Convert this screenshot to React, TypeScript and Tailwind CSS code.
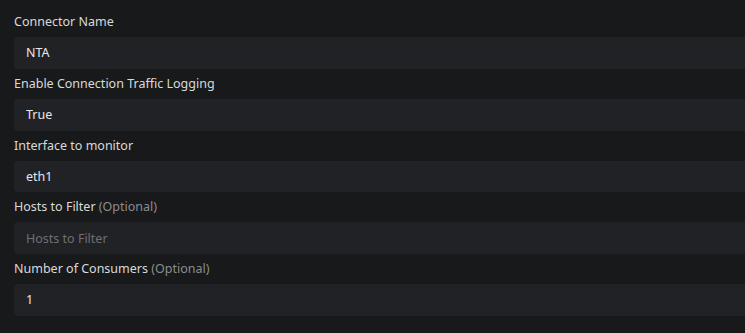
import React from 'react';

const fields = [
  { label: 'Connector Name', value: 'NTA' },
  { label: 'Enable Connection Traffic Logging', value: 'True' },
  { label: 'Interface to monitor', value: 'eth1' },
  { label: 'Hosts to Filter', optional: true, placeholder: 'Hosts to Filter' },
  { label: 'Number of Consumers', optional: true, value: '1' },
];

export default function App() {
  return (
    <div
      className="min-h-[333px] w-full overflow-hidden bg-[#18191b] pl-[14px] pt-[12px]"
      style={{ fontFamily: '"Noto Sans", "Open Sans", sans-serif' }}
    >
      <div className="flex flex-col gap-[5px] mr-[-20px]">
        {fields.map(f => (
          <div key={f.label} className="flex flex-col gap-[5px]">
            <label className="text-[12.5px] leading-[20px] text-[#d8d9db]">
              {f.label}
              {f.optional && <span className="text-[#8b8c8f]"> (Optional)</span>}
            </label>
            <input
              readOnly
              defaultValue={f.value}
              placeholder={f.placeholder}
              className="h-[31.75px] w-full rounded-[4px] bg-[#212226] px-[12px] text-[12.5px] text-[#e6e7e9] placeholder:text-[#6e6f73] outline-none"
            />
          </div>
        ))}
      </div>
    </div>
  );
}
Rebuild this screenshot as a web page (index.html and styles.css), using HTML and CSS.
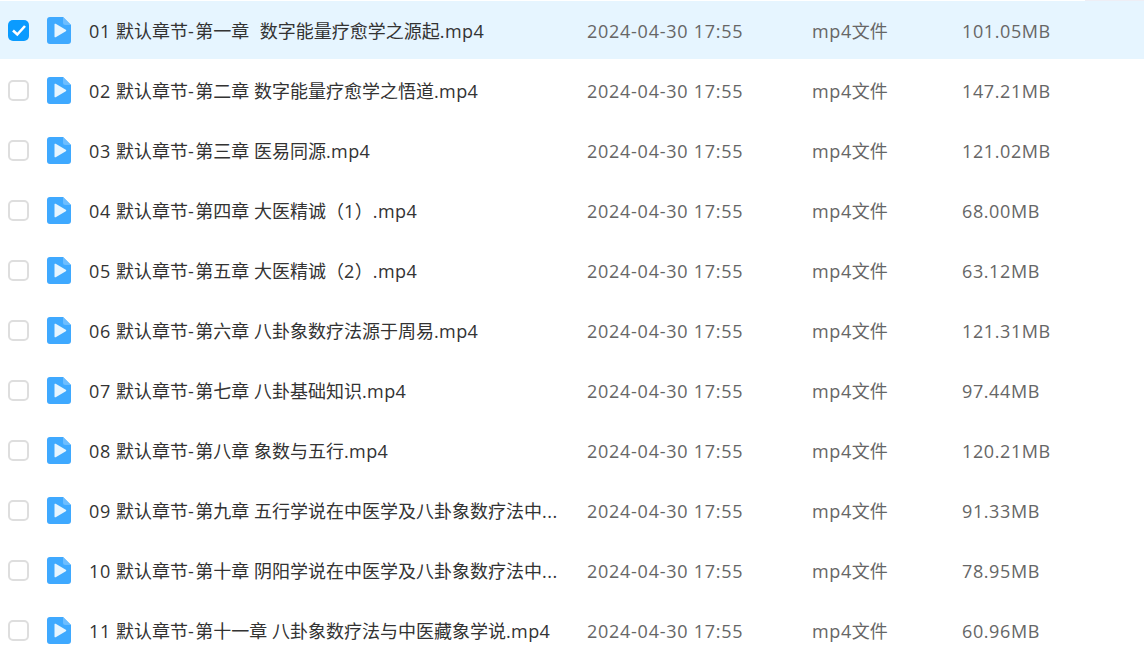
————
- **Requirement**:
Identify and list each line with the word "React".

- **Solution**:
Convert this screenshot to React, TypeScript and Tailwind CSS code.
import React from 'react';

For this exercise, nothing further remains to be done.